Here are our 5 of our favorite editorial tools that you can start using in your efforts to be better communicators.
1.) For Those Who Have Trouble Keeping It Simple: The Hemingway App
The creators of the Hemingway App set out to address a common mistake – when writers try hard to find just the right word, sentences can easily grow to the point that they became difficult to understand. Inspired by Hemingway’s bold, blunt and clear style of prose, this tool suggests improvements by highlighting long, complex sentences, excessive use of adverbs, and frequent instances of the passive voice. There’s also a ‘distraction free mode’ for all of us procrastinators. Papa would be proud.
2.) For Those Who Write Better Than They Spell Or Type: Grammarly
Did we just celebrate Presidents Day, Presidents’ Day or President’s Day? Waste no more time googling the proper placement of apostrophes. Like spell check on steroids – Grammarly makes sure that your writing is free of typos and grammatical errors. The Chrome extension is especially a dream for everything you type, anywhere on the web.
3.) For Those Who Hate Repeating Themselves: aText
aText is a ‘text expander’ used to create your own shortcut abbreviations for things you type regularly.
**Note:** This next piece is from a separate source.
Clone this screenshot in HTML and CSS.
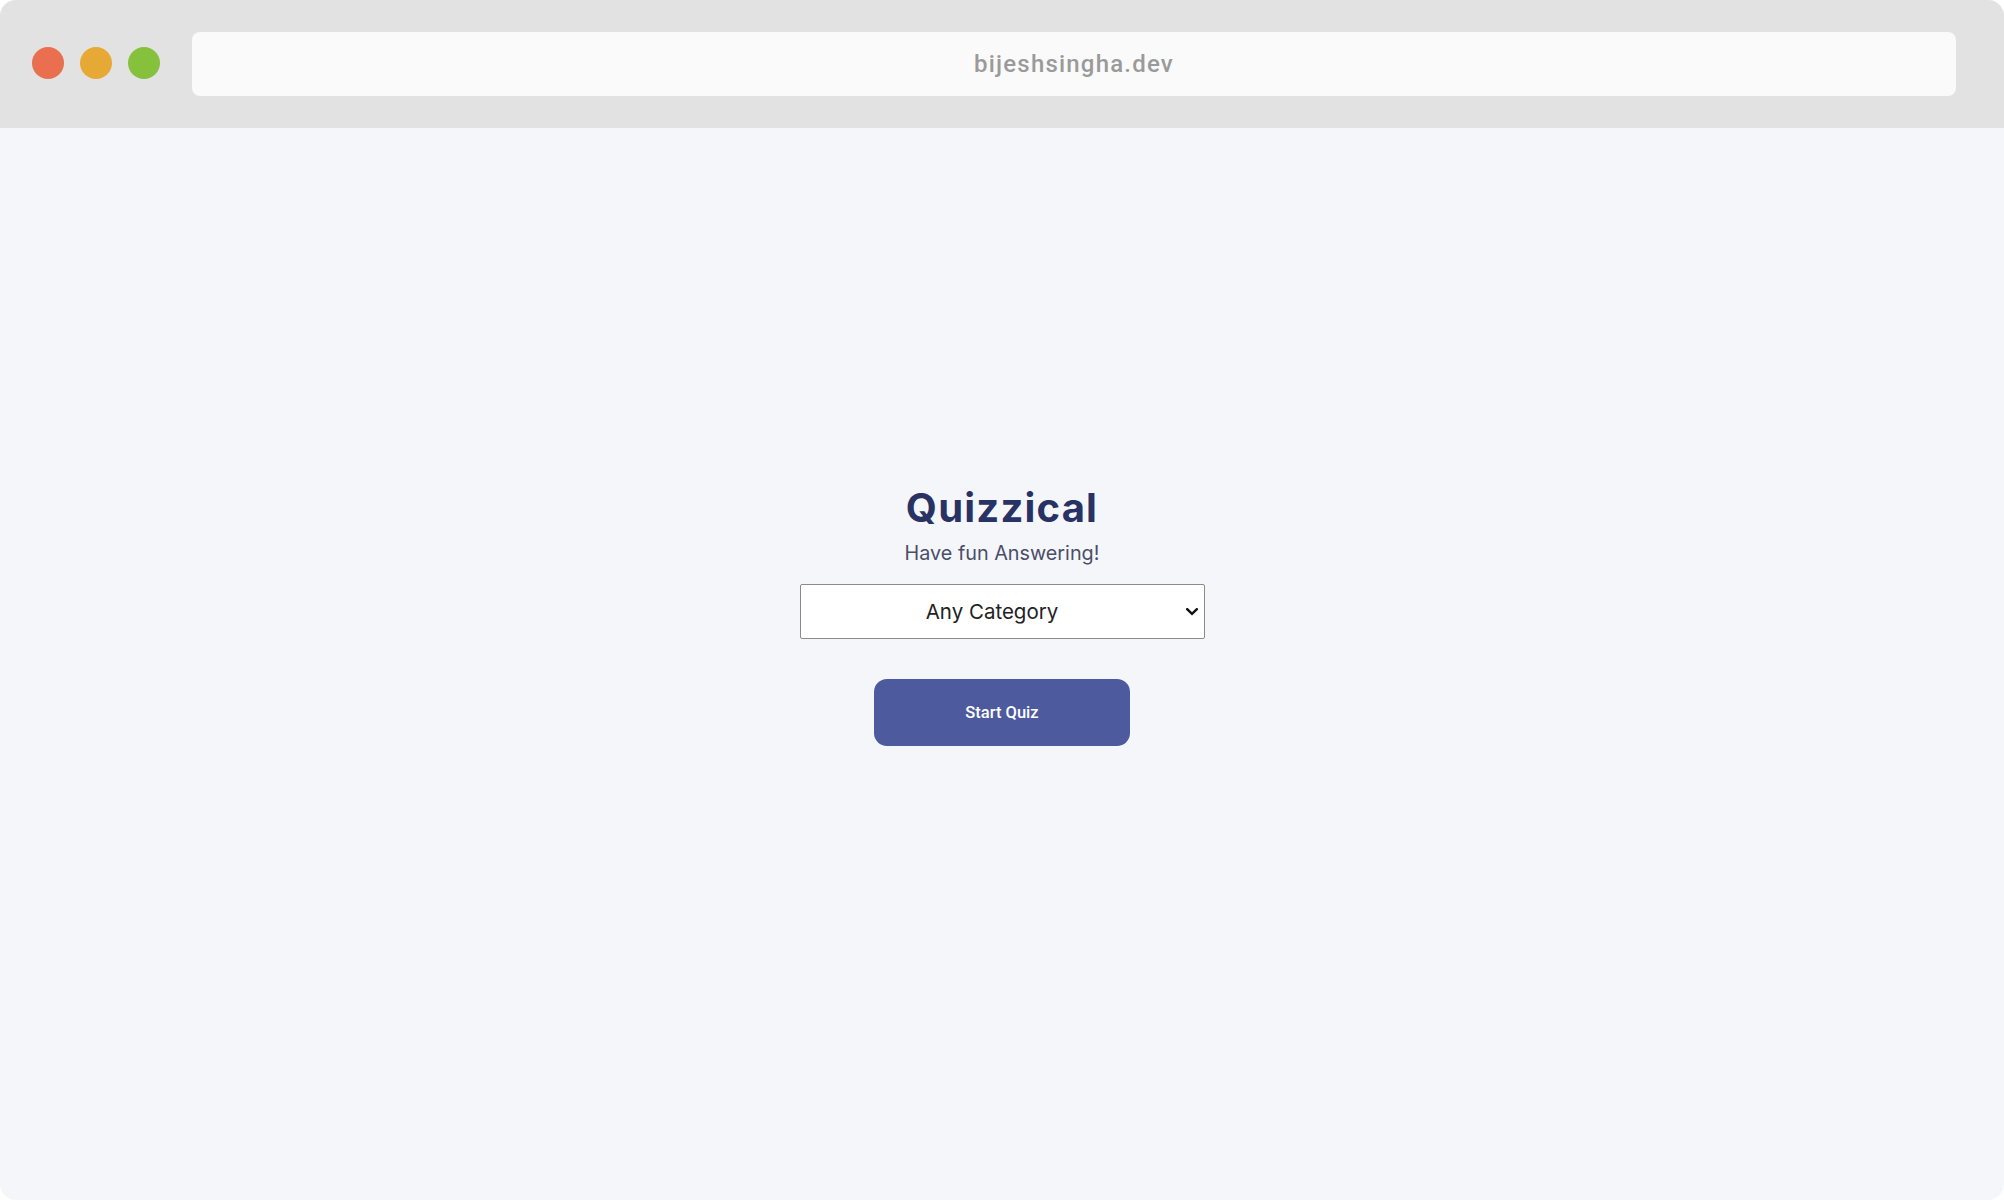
FILE: index.html
```html
<!DOCTYPE html>
<html lang="en">
<head>
<meta charset="utf-8">
<title>Quizzical</title>
<link rel="stylesheet" href="styles.css">
</head>
<body>
<div class="window">
  <header class="chrome">
    <div class="lights">
      <span class="light red"></span>
      <span class="light yellow"></span>
      <span class="light green"></span>
    </div>
    <div class="url">bijeshsingha.dev</div>
  </header>
  <main class="page">
    <h1 class="title">Quizzical</h1>
    <p class="subtitle">Have fun Answering!</p>
    <div class="select-wrap">
      <select class="category">
        <option>Any Category</option>
      </select>
      <svg class="chevron" width="12" height="8" viewBox="0 0 12 8" aria-hidden="true">
        <path d="M1.2 1.2 L6 5.8 L10.8 1.2" fill="none" stroke="#111" stroke-width="2.4" stroke-linecap="square"/>
      </svg>
    </div>
    <button class="start">Start Quiz</button>
  </main>
</div>
</body>
</html>
```

FILE: styles.css
```css
html, body {
  margin: 0;
  padding: 0;
  background: #ffffff;
}
.window {
  width: 2004px;
  height: 1200px;
  border-radius: 16px;
  overflow: hidden;
  display: flex;
  flex-direction: column;
  background: #f5f6fa;
}
.chrome {
  height: 128px;
  background: #e2e2e2;
  display: flex;
  align-items: center;
  padding: 0 48px 0 32px;
  box-sizing: border-box;
  gap: 32px;
}
.lights {
  display: flex;
  gap: 16px;
  margin-top: -2px;
}
.light {
  width: 32px;
  height: 32px;
  border-radius: 50%;
  display: block;
}
.red { background: #e96f4f; }
.yellow { background: #e7a936; }
.green { background: #86c13d; }
.url {
  flex: 1;
  height: 64px;
  margin-top: -1px;
  background: #fafafa;
  border-radius: 8px;
  display: flex;
  align-items: center;
  justify-content: center;
  font-family: Roboto, "Liberation Sans", sans-serif;
  font-weight: 500;
  font-size: 24px;
  letter-spacing: 1.2px;
  color: #9a9a9a;
}
.page {
  flex: 1;
  display: flex;
  flex-direction: column;
  align-items: center;
  padding-top: 356px;
  font-family: Inter, "Liberation Sans", sans-serif;
}
.title {
  margin: 0;
  font-size: 40px;
  line-height: 48px;
  font-weight: 700;
  letter-spacing: 1.2px;
  color: #293264;
}
.subtitle {
  margin: 9px 0 0;
  font-size: 19.8px;
  line-height: 24px;
  color: #4a4e69;
}
.select-wrap {
  position: relative;
  margin-top: 19px;
  width: 405px;
  height: 55px;
}
.category {
  appearance: none;
  -webkit-appearance: none;
  width: 100%;
  height: 100%;
  border: 1px solid #8a8a8a;
  border-radius: 2px;
  background: #ffffff;
  font-family: Inter, "Liberation Sans", sans-serif;
  font-size: 20.5px;
  color: #222222;
  text-align: center;
  text-align-last: center;
  padding: 0 24px 0 4px;
}
.chevron {
  position: absolute;
  right: 7px;
  top: 24px;
  pointer-events: none;
}
.start {
  margin-top: 40px;
  width: 256px;
  height: 67px;
  border: none;
  border-radius: 13px;
  background: #4d5b9e;
  color: #ffffff;
  font-family: Roboto, "Liberation Sans", sans-serif;
  font-weight: 500;
  font-size: 16.5px;
}
```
For example you can create the shortcut “Myname” to automatically insert your first, middle and last name in any application. Or, you could set it up so that your organization’s mission statement is inserted whenever you type “ABCmission.”
4.) For Those Who Can (or Have to) Write Everywhere: Byword
Byword let’s you access any of your documents, on all your devices, and edit them from anywhere. You write in a plain text work environment that’s easy to read and easily converted to HTML – meaning your writing is optimized for web-publishing.
5.) For Those Who Like To Reference Source Material: Evernote
Kind of like an online Trapper folder, Evernote keeps track of your notes from your morning meeting, that article you saw on LinkedIn, that photo you wanted to use for that blog post, the contract you’re annotating for that client, and the transcript of those voicemail messages from yesterday – all in one place. Evernote is your external brain for everything you write, no matter where and when you write it. It syncs across all devices so that you never lose track of a single idea or post.